On a 64-bit system, memory addresses usually take up 64-bits = 8 bytes of space. But this is a convenient lie- pointers don't really need so much space. Having 64-bits would be enough to reference 2**64 bytes of memory, which is around 1.6 MILLION TERABYTES. Much more RAM than a single machine typiclly has. So most operating systems cheat, and use only the lower 48 bits of the pointer- the rest are usually set to all 0s or all 1s.

See Wikipedia for more info.

Coming back to our problem, we need to find a place inside Node where we can stash an entire additional pointer (48 bits). (Remember, we need to modify each node in-place to get an O(1) solution.)

We can't use next and random since those are pointers and use up at least 48 bits in their respective fields, leaving only 32 bits total - not enough.

Flipping around the problem, if we somehow had 64 bits inside Node, we could store the pointer in the 48 bits, and use 16 bits to store some other value.

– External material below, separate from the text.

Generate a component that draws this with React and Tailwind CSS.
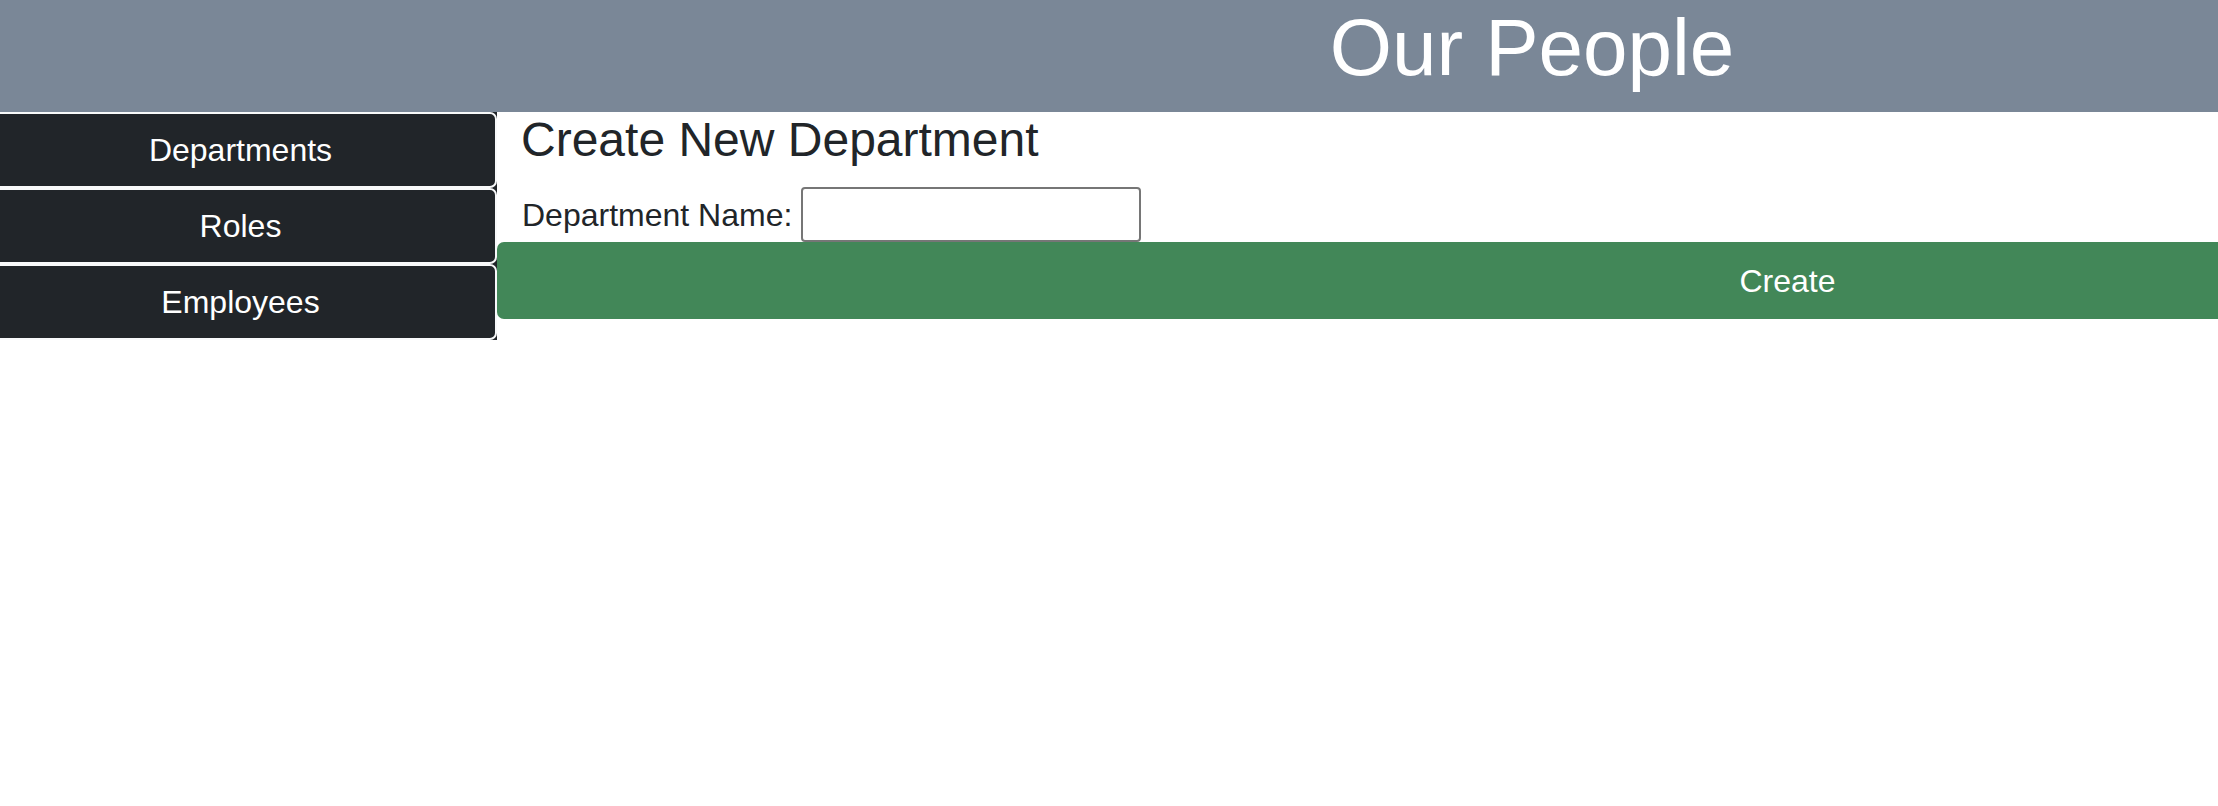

Oh- what divine coincidence... 16 bits is more than enough to represent all the values from our problem description; the range [-10000, 10000] has 20001 values, which is much less than 2**16 = 65536. (Even 15 bits, with 32768 values, would work... but that is a minor detail.) Maybe we can store val in the unused top 16 bits of our extra pointer.

Buuut val is itself just an int, giving us a measely 32 bits. We need 64 bits to store the combination of val (16 bits) and the cloned pointer (48 bits). Where do we get the extra 32 bits from?

Seems like we are stuck... Or are we??

Time to dig deeper...

Data alignment

Here's the Node struct as given in the problem statement:

struct Node {
    int val;
    Node* next;
    Node* random;
};

Naively, one would think that our Node struct is just 20 bytes in size- 4(int val) + 8(Node* next) + 8(Node* random). (int is 32-bits, and on a 64-bit system, a pointer typically takes up 8 bytes.)

However, our compiler says Node is really 24 bytes wide:

cout << sizeof(Node);  // prints 24

What gives?

The answer lies in how the fields inside the struct are really laid out in memory. Instead of putting them right next to each other, the compiler is free to leave some blank bytes between them. This space is called padding.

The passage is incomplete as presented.